Maybe those racking shudders moving Emily's shoulder blades like tectonic plates were stifled demonic laughter. Again, he rehearsed the logic: it's psychogenic nonepileptic seizures. It's stress. It's the setting; like Anneliese Michel, the confluence of psychological crisis and Catholic belief breeding the delusion of possession. Hysterical strength. What Freud would call the death drive. Emily's breadth of knowledge to deploy; profiles, languages, past cases— and anything else they didn't know about her. The Catholic upbringing never came up before this. He wasn't even sure she did believe, but nonbelief had never been a true barrier to religious mania.
“Some of my witchier friends were into that dark hand path stuff? I— um— I don't know how accurate it is, I think it was pre-Vatican II because extra Catholic? I only had it here because Kevin was— well, I already said later, it doesn't matter. It's just the only thing I have on hand that I think could be useful at all—”

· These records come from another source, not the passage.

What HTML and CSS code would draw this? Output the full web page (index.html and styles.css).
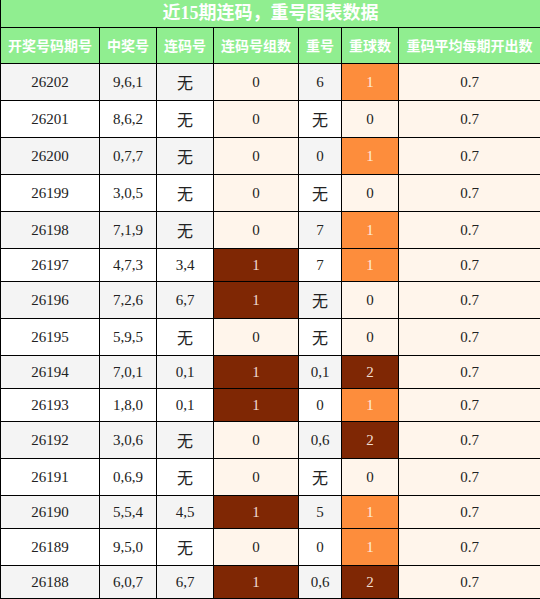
FILE: index.html
```html
<!DOCTYPE html>
<html lang="zh-CN">
<head>
  <meta charset="UTF-8">
  <title>近15期连码，重号图表数据</title>
  <link rel="stylesheet" href="styles.css">
</head>
<body>
<table class="chart">
  <colgroup>
    <col class="c-issue">
    <col class="c-draw">
    <col class="c-pair">
    <col class="c-pair-count">
    <col class="c-repeat">
    <col class="c-repeat-count">
    <col class="c-avg">
  </colgroup>
  <thead>
    <tr>
      <th class="title" colspan="7">近15期连码，重号图表数据</th>
    </tr>
    <tr class="head">
      <th>开奖号码期号</th>
      <th>中奖号</th>
      <th>连码号</th>
      <th>连码号组数</th>
      <th>重号</th>
      <th>重球数</th>
      <th>重码平均每期开出数</th>
    </tr>
  </thead>
  <tbody>
    <tr><td class="alt">26202</td><td class="alt">9,6,1</td><td class="alt none">无</td><td class="heat">0</td><td class="alt">6</td><td class="heat mid">1</td><td class="heat">0.7</td></tr>
    <tr><td class="alt">26201</td><td class="alt">8,6,2</td><td class="alt none">无</td><td class="heat">0</td><td class="alt none">无</td><td class="heat">0</td><td class="heat">0.7</td></tr>
    <tr><td class="alt">26200</td><td class="alt">0,7,7</td><td class="alt none">无</td><td class="heat">0</td><td class="alt">0</td><td class="heat mid">1</td><td class="heat">0.7</td></tr>
    <tr><td class="alt">26199</td><td class="alt">3,0,5</td><td class="alt none">无</td><td class="heat">0</td><td class="alt none">无</td><td class="heat">0</td><td class="heat">0.7</td></tr>
    <tr><td class="alt">26198</td><td class="alt">7,1,9</td><td class="alt none">无</td><td class="heat">0</td><td class="alt">7</td><td class="heat mid">1</td><td class="heat">0.7</td></tr>
    <tr><td class="alt">26197</td><td class="alt">4,7,3</td><td class="alt">3,4</td><td class="heat max">1</td><td class="alt">7</td><td class="heat mid">1</td><td class="heat">0.7</td></tr>
    <tr><td class="alt">26196</td><td class="alt">7,2,6</td><td class="alt">6,7</td><td class="heat max">1</td><td class="alt none">无</td><td class="heat">0</td><td class="heat">0.7</td></tr>
    <tr><td class="alt">26195</td><td class="alt">5,9,5</td><td class="alt none">无</td><td class="heat">0</td><td class="alt none">无</td><td class="heat">0</td><td class="heat">0.7</td></tr>
    <tr><td class="alt">26194</td><td class="alt">7,0,1</td><td class="alt">0,1</td><td class="heat max">1</td><td class="alt">0,1</td><td class="heat max">2</td><td class="heat">0.7</td></tr>
    <tr><td class="alt">26193</td><td class="alt">1,8,0</td><td class="alt">0,1</td><td class="heat max">1</td><td class="alt">0</td><td class="heat mid">1</td><td class="heat">0.7</td></tr>
    <tr><td class="alt">26192</td><td class="alt">3,0,6</td><td class="alt none">无</td><td class="heat">0</td><td class="alt">0,6</td><td class="heat max">2</td><td class="heat">0.7</td></tr>
    <tr><td class="alt">26191</td><td class="alt">0,6,9</td><td class="alt none">无</td><td class="heat">0</td><td class="alt none">无</td><td class="heat">0</td><td class="heat">0.7</td></tr>
    <tr><td class="alt">26190</td><td class="alt">5,5,4</td><td class="alt">4,5</td><td class="heat max">1</td><td class="alt">5</td><td class="heat mid">1</td><td class="heat">0.7</td></tr>
    <tr><td class="alt">26189</td><td class="alt">9,5,0</td><td class="alt none">无</td><td class="heat">0</td><td class="alt">0</td><td class="heat mid">1</td><td class="heat">0.7</td></tr>
    <tr><td class="alt">26188</td><td class="alt">6,0,7</td><td class="alt">6,7</td><td class="heat max">1</td><td class="alt">0,6</td><td class="heat max">2</td><td class="heat">0.7</td></tr>
  </tbody>
</table>
</body>
</html>
```

FILE: styles.css
```css
/* Basic styling */
body {
  margin: 0;
  background: #fff;
  font-family: "Liberation Serif", "Noto Sans CJK SC", serif;
  color: #222;
}
.chart {
  width: 540px;
  table-layout: fixed;
  border-collapse: collapse;
}
.c-issue { width: 99px; }
.c-draw { width: 57px; }
.c-pair { width: 57px; }
.c-pair-count { width: 85px; }
.c-repeat { width: 43px; }
.c-repeat-count { width: 57px; }
.c-avg { width: 142px; }
th, td {
  border: 1px solid #000;
  text-align: center;
  padding: 0;
}
/* Title and header rows */
.title {
  border-top: none;
  background: #90ee90;
  color: #fff;
  font-size: 18px;
  font-weight: bold;
  line-height: 27px;
}
.head th {
  background: #90ee90;
  color: #fff;
  font-family: "Noto Sans CJK SC", sans-serif;
  font-size: 14px;
  font-weight: bold;
  line-height: 20px;
  padding: 7px 0 8px;
}
/* Data cells */
td {
  font-size: 15px;
  line-height: 18px;
  padding: 7px 0;
}
td.none {
  font-family: "Noto Sans CJK SC", sans-serif;
  font-size: 16px;
  line-height: 22px;
}
.alt {
  background: #fff;
}
tbody tr:nth-child(odd) .alt {
  background: #f4f4f4;
}
.heat {
  background: #fff5eb;
}
.heat.mid {
  background: #fd8d3c;
  color: #fdebdc;
}
.heat.max {
  background: #7f2704;
  color: #f1ddd2;
}
```
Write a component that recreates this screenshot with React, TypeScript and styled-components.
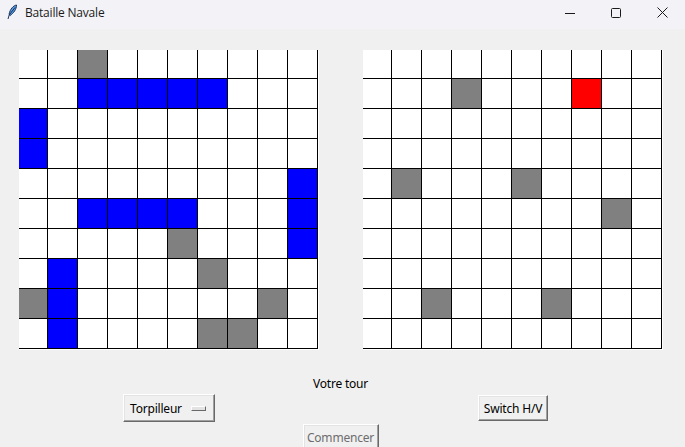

Reid nodded grimly. The wildness in Garcia's eyes was no doubt a mirror of his own— here they were, in a place beyond order, following whatever logic they could scavenge. Later, he knew, he would feel that he hadn't been himself during all this, and that none of them had. The idiom was acting like a man possessed. The idea of it was manic excitement, but they were all running cool. Garcia's shoulders were set with a grim determination he knew he'd never seen in her before. She was flushed and skittering through the halls, speaking out of tempo with her racing mind, but her bearing was solid, her posture almost regal. The same must have been true for him— the lancing tension in his neck was also keeping it higher. His hands were clammy but they were still.
We're rising to the challenge, he thought, and immediately rejected the idea. It was fairytale nonsense, from the same universe of fictionality as the idea of demonic possession.
Campbell, he reminded himself, has been rightly discredited.
But inexorably in his mind, parallel to that knowledge, was the structure of the hero's journey. This their supernatural assistance (divine?); to come, the first threshold. The door to the interview room seemed to burn in his mind.
Rarely did he have to remind himself so urgently to be rational. The hero's journey was a trial of the self; it brought the hero to rights with his cosmic system. That evil was vanquished and order restored was largely secondary. It's bullshit. You're being stupid.
Garcia spoke, breaking his mounting frustration. "Is anyone— you know. Seriously going to do an exorcism?”
"No, I— no. Rossi’s getting her a doctor. We can't feed the delusion.”
Penelope rested a shaking, clammy hand on his wrist. "Right. Yeah. Um— what’s going to happen?”
Emily suddenly and dreadfully stilled.
Coarse and hollow, the voice came again: “Come up, Reid! Come up, you fearful jesuit!”
“What?”
Reid blinked, furrowed his eyes. There— on Emily’s bookshelf. Under a tall, cream-colored candle in amber glass: Joyce’s Ulysses. A copy of Dubliners leaning against the candle, its spine creased, colors chipped off.